Egregious or Not: Oooh, this is a tough one. On the one hand, it’s plenty egregious, due in part that something is gone and it messes with the continuity of the film. On the other hand, you can’t really blame the TV censors for cutting it, since it was (more than likely) cut before it was theatrically released (much like the fabled deleted scenes from Bob Clampett’s “Baby Bottleneck” and Tex Avery’s “The Heckling Hare”).
Where Can I See It Uncut: If time travel were possible, you could go back to 1947 and see how the cartoon was supposed to look before the Hayes Office asked Seymour Kneitel to edit whatever was cut. Otherwise, no one has seen hide nor celluloid of the deleted scene.
Studio: Warner Bros.
Director(s): Ben Hardaway and Cal Dalton
Writer(s): Melvin “Tubby” Millar
Release Date: August 12, 1939
Summary: An unnamed male hunter goes hunting for rabbit to get back at the government for raising meat prices, but runs into a crazy rabbit known as “the prototypical Bugs” (not in the cartoon proper, but by cartoon fans in general).
Scene(s) Cut/Altered: On the popular TV print, the cartoon abruptly ends after the unnamed hunter declares that he can whip proto-Bugs and his entire family, followed by proto-Bugs and his entire family appearing to put the hurt on the hunter. Prior to April 2009, there has been wild speculation about what the ending could be, though it doesn’t take a Wile E. Coyote super-genius to figure out that the cartoon was supposed to end with the gang of proto-Bugs Bunnies beating the shit out of the hunter. The real question is, “Is that all there is?”
The answer: No, that’s not all (folks)! Here are the two theories (read: long-standing rumors) connected to this cartoon’s final moments:
On April 27, 2009, David Gerstein’s blog revealed the true ending to “Hare-Um Scare-Um.” So, which ending is the true ending? Neither. While there was a fight that got cut, the end results were thus, according to Wikipedia and the Gerstein blog:
The rabbits attack the hunter in a cartoon smoke and then run away. The smoke clears up to show the hunter disheveled (with his head intact). The rabbit returns to give the hunter his busted rifle, saying, “You oughtta get that fixed. Somebody’s liable to get hurt.” He then returns to his looney self, bouncing on his head like a pogo stick down the road. The hunter then goes insane, bouncing on his head like a pogo stick.
How Does It Play Without the “Offensive” Part(s): The cartoon plays okay, but the cut makes it look like it was done by TV censors for violence, when really it was cut by WB Studios for unknown reasons (possibly time).

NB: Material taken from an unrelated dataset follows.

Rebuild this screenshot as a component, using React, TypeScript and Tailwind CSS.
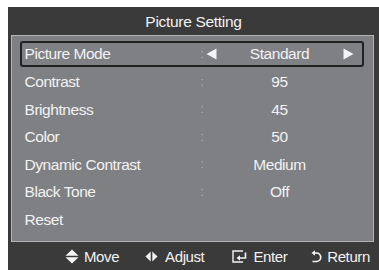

Egregious or Not: “Egregious” is too strong a word to use in this case. “Disappointing” might be more appropriate, since we see the set-up, but no punchline and aftermath to said punchline.
Where Can I See It Uncut: Unlike the cut for “Popeye and the Pirates,” a full, uncut print does exist in the world and has been shown at a revival screening (which is where David Gerstein found his). However, since the popular print has been in circulation on both TV and the Internet, there’s really no way to see it uncut (unless you attend a revival screening or wait for the day that it comes out uncut and uncensored on DVD).